Il coronavirus: dopo aver ricevuto (e scrupolosamente applicata!) la corretta informazione su come contrastarne la propagazione, va evitato di rimanere con “il chiodo fisso” a pensare sempre lì !
Non è possibile che nei giorni a venire tutti i riflettori restino permanentemente puntati sulla escalation di questo virus, perché questo modo di procedere finisce per generare una sindrome esistenziale tra l’ansiogeno e l’angosciante, con gravi ripercussioni sul sistema immunitario.
Le nostre difese, infatti, rischiano di indebolirsi per effetto di elementi comunicativi provenienti dall’esterno che generano una sindrome da “vicolo cieco” che è l’esatto contrario di quello che dobbiamo alimentare.
Questo non vuol dire che quanto sta accadendo vada minimizzato, ma neppure enfatizzato ed una comunicazione ormai perennemente rivolta a “vivisezionare” ogni evoluzione del fenomeno, può determinare un crescente “decremento” delle capacità reattive del nostro organismo.
Parliamo d’altro, occupiamo la nostra mente con altre sollecitazioni, generiamo circuiti virtuosi.
Attiviamo tutti i “corridoi” propositivi che illustrino le situazioni che potranno delinearsi subito dopo che il virus sarà debellato.
Perché una cosa credo, deve essere chiara: se oggi tutte le energie le dirottiamo su come monitorare l’andamento del virus e come accompagnare ogni atto della vita quotidiana in quella prospettiva, poi ci troveremo impreparati a far “ripartire la macchina” nel momento in cui il coronavirus sarà alle nostre spalle: giusto? Mi pare un’ovvia considerazione.
Distrarre il cervello e tenerlo occupato con altre idee che prescindano dalla situazione sanitaria, vuol dire riattivare la mente a produrre soluzioni per il “dopo”.
Ricordo sempre l’esortazione di Viktor Frankl, psichiatra ebreo viennese, deportato in un campo di concentramento, che poneva una domanda ai suoi compagni di detenzione, che era pressappoco sempre la stessa : “Tu quando uscirai di qui, non avrai un libro da leggere? Non avrai un nipote da accarezzare? Non avrai un cane con cui fare una corsa sui prati?”.
Capito? Frankl dava per scontato che ci sarebbe stata una via d’uscita rispetto ad una sorte che appariva segnata!

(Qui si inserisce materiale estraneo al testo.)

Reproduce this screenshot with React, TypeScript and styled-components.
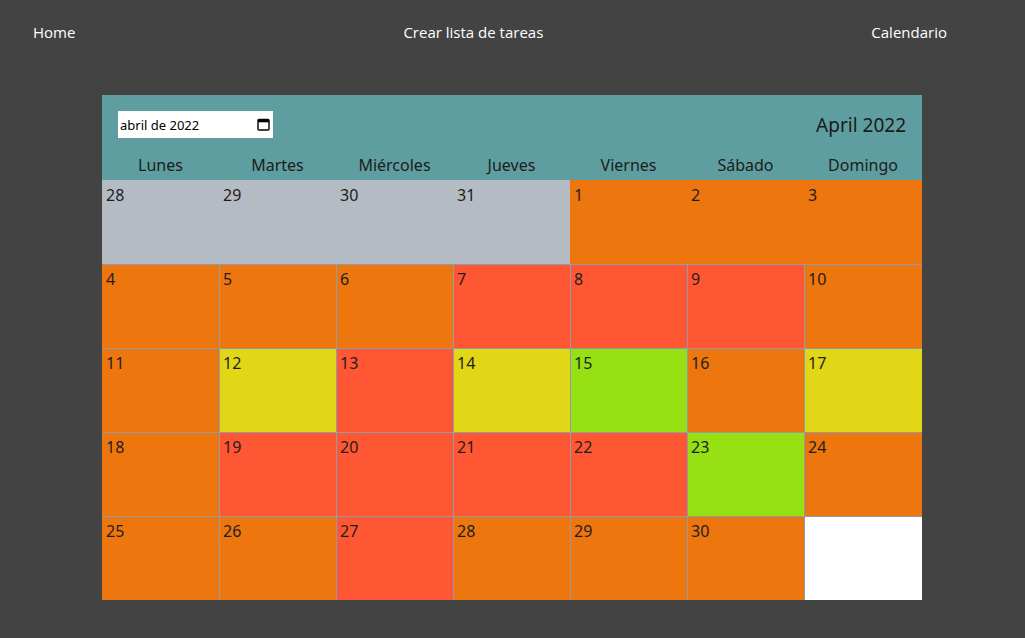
import React from "react";
import styled, { createGlobalStyle } from "styled-components";

const Global = createGlobalStyle`
  html, body { margin: 0; padding: 0; background: #434343; }
  body { font-family: "Open Sans", "Noto Sans", sans-serif; }
`;

const Nav = styled.nav`
  display: flex;
  justify-content: space-between;
  align-items: center;
  height: 64px;
  padding: 0 78px 0 33px;
`;

const NavLink = styled.a`
  color: #ffffff;
  font-size: 15px;
  text-decoration: none;
`;

const Calendar = styled.section`
  width: 820px;
  margin: 31px 0 0 102px;
`;

const Header = styled.div`
  background: #5f9ea0;
`;

const TopRow = styled.div`
  display: flex;
  justify-content: space-between;
  align-items: center;
  padding: 16px 16px 0 16px;
  height: 27px;
`;

const MonthInput = styled.div`
  width: 155px;
  height: 27px;
  background: #ffffff;
  display: flex;
  align-items: center;
  justify-content: space-between;
  box-sizing: border-box;
  padding: 0 3px 0 2px;
  font-family: "Noto Sans", "Open Sans", sans-serif;
  font-size: 13px;
  color: #000;
`;

const Title = styled.div`
  font-family: "Noto Sans", "Open Sans", sans-serif;
  font-size: 19px;
  color: #1b1b1b;
`;

const columns = "repeat(6, 117px) 118px";

const WeekDays = styled.div`
  display: grid;
  grid-template-columns: ${columns};
  height: 42px;
  align-items: center;
`;

const WeekDay = styled.div`
  text-align: center;
  font-family: "Noto Sans", "Open Sans", sans-serif;
  font-size: 16px;
  color: #1c1c1c;
  padding-top: 12px;
`;

const Grid = styled.div`
  display: grid;
  grid-template-columns: ${columns};
  grid-auto-rows: 84px;
`;

const colors: Record<string, string> = {
  g: "#b5bbc3",
  o: "#ee760f",
  r: "#ff5733",
  y: "#e1d716",
  l: "#97e014",
  w: "#ffffff",
};

const Cell = styled.div<{ $c: string; $first: boolean; $edge: boolean }>`
  background: ${(p) => colors[p.$c]};
  border-left: 1px solid ${(p) => (p.$first || p.$edge ? "transparent" : "#8e9cab")};
  border-top: 1px solid ${(p) => (p.$first ? "transparent" : "#8e9cab")};
  box-sizing: border-box;
  padding: 3px 0 0 3px;
  font-family: "Noto Sans", "Open Sans", sans-serif;
  font-size: 16px;
  line-height: 22px;
  color: #1e1e1e;
`;

const days: [string, string][] = [
  ["28", "g"], ["29", "g"], ["30", "g"], ["31", "g"], ["1", "o"], ["2", "o"], ["3", "o"],
  ["4", "o"], ["5", "o"], ["6", "o"], ["7", "r"], ["8", "r"], ["9", "r"], ["10", "o"],
  ["11", "o"], ["12", "y"], ["13", "r"], ["14", "y"], ["15", "l"], ["16", "o"], ["17", "y"],
  ["18", "o"], ["19", "r"], ["20", "r"], ["21", "r"], ["22", "r"], ["23", "l"], ["24", "o"],
  ["25", "o"], ["26", "o"], ["27", "r"], ["28", "o"], ["29", "o"], ["30", "o"], ["", "w"],
];

const names = ["Lunes", "Martes", "Miércoles", "Jueves", "Viernes", "Sábado", "Domingo"];

const CalIcon = () => (
  <svg width="13" height="13" viewBox="0 0 13 13">
    <rect x="1" y="1.5" width="11" height="10.5" rx="1" fill="none" stroke="#000" strokeWidth="1.4" />
    <rect x="1" y="1.5" width="11" height="2.8" fill="#000" />
  </svg>
);

export default function App() {
  return (
    <>
      <Global />
      <Nav>
        <NavLink>Home</NavLink>
        <NavLink>Crear lista de tareas</NavLink>
        <NavLink>Calendario</NavLink>
      </Nav>
      <Calendar>
        <Header>
          <TopRow>
            <MonthInput>
              <span>abril de 2022</span>
              <CalIcon />
            </MonthInput>
            <Title>April 2022</Title>
          </TopRow>
          <WeekDays>
            {names.map((n) => (
              <WeekDay key={n}>{n}</WeekDay>
            ))}
          </WeekDays>
        </Header>
        <Grid>
          {days.map(([d, c], i) => (
            <Cell key={i} $c={c} $first={i < 7} $edge={i % 7 === 0}>
              {d}
            </Cell>
          ))}
        </Grid>
      </Calendar>
    </>
  );
}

Questo modo di relazionarsi con l’altro, rappresentava una iniezione ricostituente formidabile! Rispondeva ad un metodo che Frankl poi strutturò attraverso una sua teoria denominata: Logoterapia (psicoterapia del senso e del significato della vita).
Per inciso Frankl, ovviamente, uscì salvo dal campo di concentramento e con lui molti soggetti che avevano prestato ascolto alle sue terapie: perché ciò avvenne? Perché quelle persone, libere dal pensiero fisso di sentirsi predestinate ai forni crematori, che li avrebbe fatti scivolare in una depressione, ebbero modo di reagire.
Quelle persone, essendo vitali, non venivano soppresse, ma risparmiate perché utili per lo scavo delle grandi buche necessarie per tumulare i cadaveri.
La fine della guerra e la resa del nazismo consentì a questi superstiti, di riprendere la via verso le proprie abitazioni, quindi verso i propri affetti, verso i progetti verso cui impegnarsi.
Frankl e questi suoi “amici di sventura” trassero da questa drammatica lezione di vita, una “carica” di energie, da intraprendere conferenze al di qua e al di là dell’Oceano Atlantico (Europa e Stati Uniti). Avevano talmente compreso il valore della vita da adoperarsi nel contrastare, ovunque ce ne fosse bisogno, le dipendenze dalle droghe e dagli alcoolici che, per loro che erano scampati alla morte, significava tutelare un bene supremo!
Chiaro il modo di agire, da ora in poi? Prendere le precauzioni SCRUPOLOSAMENTE, seguire gli accorgimenti rigorosamente: poi, pensare ad altro, costruire OGGI il terreno adatto per accogliere la dimensione dell’essere e del vivere, una volta debellato il coronavirus.